Cameron stepped forward again and fielded a question about the possibility of a nuclear response. 'As you will all know, it was part of our coalition agreement to consider the replacement of the Trident nuclear deterrent system with something suitably fit-for-purpose that would not cost an arm and a leg. Ladies and gentleman, I would now like to reveal that replacement. I give you...Trident Mk II.'

Mr Cameron stepped back as the cameras began to flash and held aloft a three-tined fork made of dull metal roughly four feet long. As soon as it began, the applause abruptly died away and the crowd stood open-mouthed.

'It might not look like much,' Mr Cameron enthused smoothly, 'but this trident was available very cheaply as part of a larger package of economic assistance from Greece. It is the actual trident once owned by the Greek god Poseidon, and it will ensure that once again, Britain will rule the waves!'

At that point, the press conference broke down as pro-European MPs stormed the building, citing that Britain's attempts to rule the waves were in direct contravention of EU Common Fisheries Policy. As police waded into the scene and set about the crowd with metal truncheons, the Spanish foreign minister, who was on a visit to Britain, was heard to say, 'We can sue for that.'

Thursday, 3 March 2011

A Rant About Ignorance (and the EU)

I'm starting to think I should have a snappy start for my postings.

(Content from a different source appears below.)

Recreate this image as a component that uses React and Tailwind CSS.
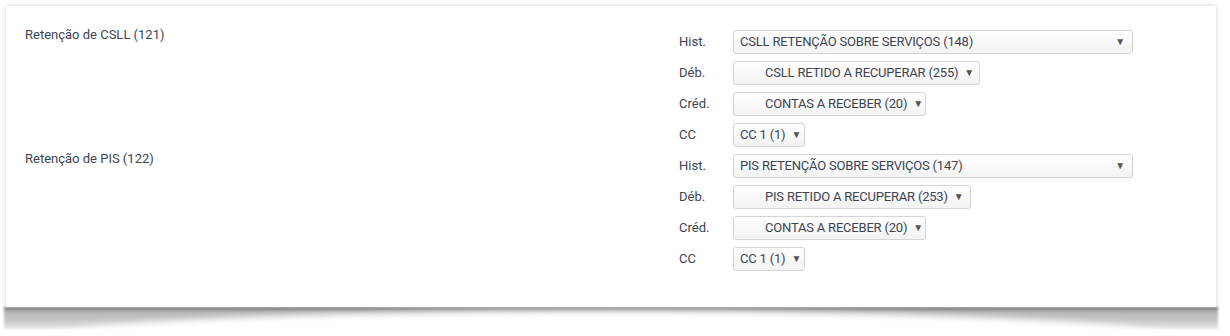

It could be a phrase that I use that captures that feeling I get when I see something, read something or do something, and the entry for the day begins to take form from the disorganised blurriness within my mind.

It could be something along the lines of 'An annoying thing occurred to me today as I read a British daily newspaper'. I'm starting to think that I could describe my country to someone who knew nothing about Britain by collecting up a copy of the Star, the Sun, the Mail and the Express, forcing them to read the whole mess cover to cover and then telling the poor soul that not only do people voluntarily pay money for these travesties against truth and taste, they actually form opinions based on the content.

I knew and indeed had warned some of my friends who are more susceptible to influence that in the weeks before the discussion about the Alternative Vote (AV) system, we could expect mainstream Tory and Labourite newspapers to attack the concept as being 'bad for democracy' (i.e. bad for those parties, as it reduces the likelihood of tactical voting, which both parties have been reliant upon in the past to secure their majorities.)

The Daily Express first posted a Tory MP's opinion of the Alternative Vote system in October 2010. Edward Leigh, MP for Gainsborough, wrote in the Parliamentary House magazine that the proposals were 'unsatisfactory, un-British, and causing frustration and anger'. At first I agreed with him, but then I re-read his comments and realised that he was describing the AV system rather than the coalition government.

Mr Leigh also objected to the plan to hold the referendum on the same day as the Scottish, Northern Irish and Welsh elections, which is a manoeuvre that he felt would concern voters in England. He finished by saying, "a referendum should be held when conditions are consistent across the nation. I understand that a coincidence of dates will save us nearly £8 million, but let's not sell our political principles for the price of a nice house in Chelsea." He's certainly correct that political principles should not have a price, but £8 million would train a lot of nurses, and I left the comment in because his knowledge of Chelsea house prices neatly juxtaposes how he is obviously in touch with the average British voter.

Conveniently ignoring the fact that we currently have a government with no electoral mandate to govern, the Daily Express implied today that the average voter cannot be expected to know much about AV or the democratic process, and on that basis a referendum about electoral reform is entirely unnecessary. However, on the matter of the European Union, The People Have Spoken, and a referendum should be organised on the subject of Britain leaving the EU immediately.

In January, the paper submitted a petition containing 373,000 signatures with the aim of forcing the government to hold a referendum on the issue. Today it had this to say on the subject of the EU:

"The EU has already made a number of ludicrous decisions since the Daily Express delivered its historic 373,000-strong petition to Downing Street in January. Its judges were accused of “utter madness” this week after imposing new gender equality rules on pensions and insurance, leaving millions of Britons out of pocket. Women’s car insurance will rocket by up to 25 per cent after they ruled against discrimination in their favour. Men, too, will suffer with lower pension payments because providers will no longer be able to take into account that they die earlier than women."

You'll notice that the paper doesn't actually note who made the accusation, and I'd be a little more sympathetic to the dewy-eyed bleating about how the decisions made in European Court leave my gender disadvantaged on the matter of pensions if the British government weren't making me wait three extra years to claim my pension in the first place (68 as opposed to the current 65.) Likewise, if Cameron and Co. are that concerned about drivers, they could always look at reducing the cost of road tax and the frankly obscene amount of tax levied on petrol. But here we come to the central tenet of this entry - this is not a call for a referendum on the basis of knowledge, but instead, one of ignorance.

What is the EU? The smart and well informed members of this blog will know that it is an economic and political union of 27 member states that operates through a hybrid system of supranational independent institutions and intergovernmentally-made decisions negotiated by its members. But if you put those 373,000 petition signatories to the test, could they honestly name a single function that the EU performs?

I don't have a position on the EU. Fundamentally, I am willing to accept that as an intelligent and apparently well-informed member of society, I still don't understand enough about how it operates to determine if it offers us (as UK citizens and voters in MEP elections) value for money. I do know, however, that if any such referendum occurs, I will endeavour to educate myself on the subject and learn more so that at least my vote is cast from a position of relative understanding. I rather fear that my measly single vote will be drowned out by countless others that have the neither the wherewithal or the inclination to do their own fact-finding.